In its first report submitted to the Security Council in June 1976, the Committee proposed a two-phase plan for the return of Palestinians to their homes and property; a timetable for the withdrawal of Israeli forces from the occupied territories by 1 June 1977, with the provision, if necessary, of temporary peacekeeping forces to facilitate the process; an end to the establishment of settlements; recognition by Israel of the applicability of the Fourth Geneva Convention to the occupied territories pending withdrawal; and endorsement of the inherent right of Palestinians to self-determination, national independence and sovereignty in Palestine.

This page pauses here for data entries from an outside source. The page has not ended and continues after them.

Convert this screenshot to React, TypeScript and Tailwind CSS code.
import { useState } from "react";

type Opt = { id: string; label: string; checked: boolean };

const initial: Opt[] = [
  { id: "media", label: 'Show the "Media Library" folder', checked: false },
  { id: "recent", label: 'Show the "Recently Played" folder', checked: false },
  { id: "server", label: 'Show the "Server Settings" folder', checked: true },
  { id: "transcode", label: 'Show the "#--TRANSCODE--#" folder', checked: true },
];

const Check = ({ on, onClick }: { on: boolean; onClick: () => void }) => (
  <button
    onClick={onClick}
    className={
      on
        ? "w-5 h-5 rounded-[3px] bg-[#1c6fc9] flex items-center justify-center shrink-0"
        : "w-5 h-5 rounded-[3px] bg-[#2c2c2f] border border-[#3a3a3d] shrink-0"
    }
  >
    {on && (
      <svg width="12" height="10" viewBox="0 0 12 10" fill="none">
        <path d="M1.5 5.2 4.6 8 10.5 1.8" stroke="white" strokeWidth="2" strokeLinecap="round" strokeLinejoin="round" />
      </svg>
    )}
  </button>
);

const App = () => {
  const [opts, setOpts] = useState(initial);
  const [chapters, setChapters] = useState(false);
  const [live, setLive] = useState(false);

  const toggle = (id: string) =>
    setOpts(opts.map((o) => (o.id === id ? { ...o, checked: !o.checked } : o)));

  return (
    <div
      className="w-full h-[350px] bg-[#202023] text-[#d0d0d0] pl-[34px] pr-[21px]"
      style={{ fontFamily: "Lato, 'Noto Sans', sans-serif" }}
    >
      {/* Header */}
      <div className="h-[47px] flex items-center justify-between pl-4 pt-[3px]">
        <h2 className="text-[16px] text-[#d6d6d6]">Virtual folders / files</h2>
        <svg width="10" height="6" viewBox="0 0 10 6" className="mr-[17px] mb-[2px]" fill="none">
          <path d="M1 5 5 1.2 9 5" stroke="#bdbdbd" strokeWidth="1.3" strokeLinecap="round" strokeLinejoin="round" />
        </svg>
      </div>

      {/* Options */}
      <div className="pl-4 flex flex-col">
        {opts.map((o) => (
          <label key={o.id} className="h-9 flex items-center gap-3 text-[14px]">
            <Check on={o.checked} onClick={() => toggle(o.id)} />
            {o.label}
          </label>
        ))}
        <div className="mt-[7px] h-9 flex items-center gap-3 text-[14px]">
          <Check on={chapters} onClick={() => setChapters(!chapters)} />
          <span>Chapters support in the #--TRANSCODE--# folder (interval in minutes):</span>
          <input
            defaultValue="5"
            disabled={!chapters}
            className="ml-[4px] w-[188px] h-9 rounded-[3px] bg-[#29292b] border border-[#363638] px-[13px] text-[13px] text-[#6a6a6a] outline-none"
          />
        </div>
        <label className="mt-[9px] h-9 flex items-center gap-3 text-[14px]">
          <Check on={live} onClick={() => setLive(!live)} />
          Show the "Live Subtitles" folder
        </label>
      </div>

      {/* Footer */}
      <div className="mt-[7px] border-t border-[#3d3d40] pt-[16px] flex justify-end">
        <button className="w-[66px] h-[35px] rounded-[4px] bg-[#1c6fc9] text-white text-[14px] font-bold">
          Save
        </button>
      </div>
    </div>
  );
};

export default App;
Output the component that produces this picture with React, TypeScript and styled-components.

The Committee’s recommendations were not adopted by the Security Council, due to the negative vote of a permanent member, and have not been implemented. They were, however, endorsed by an overwhelming majority in the General Assembly, to which the Committee reports annually. The Assembly reaffirmed that a just and lasting peace in the Middle East could not be established without the attainment of the inalienable rights of the Palestinian people. The Assembly also requested the Committee to keep the situation relating to the question of Palestine under review and to report and make suggestions to the General Assembly or the Security Council, as appropriate, and to promote the greatest possible dissemination of information on its recommendations.
The mandates of the Committee, the Division and the Department of Global Communications were renewed on 30 November 2022 (A/RES/77/22), with amendment to review thereafter only as necessary.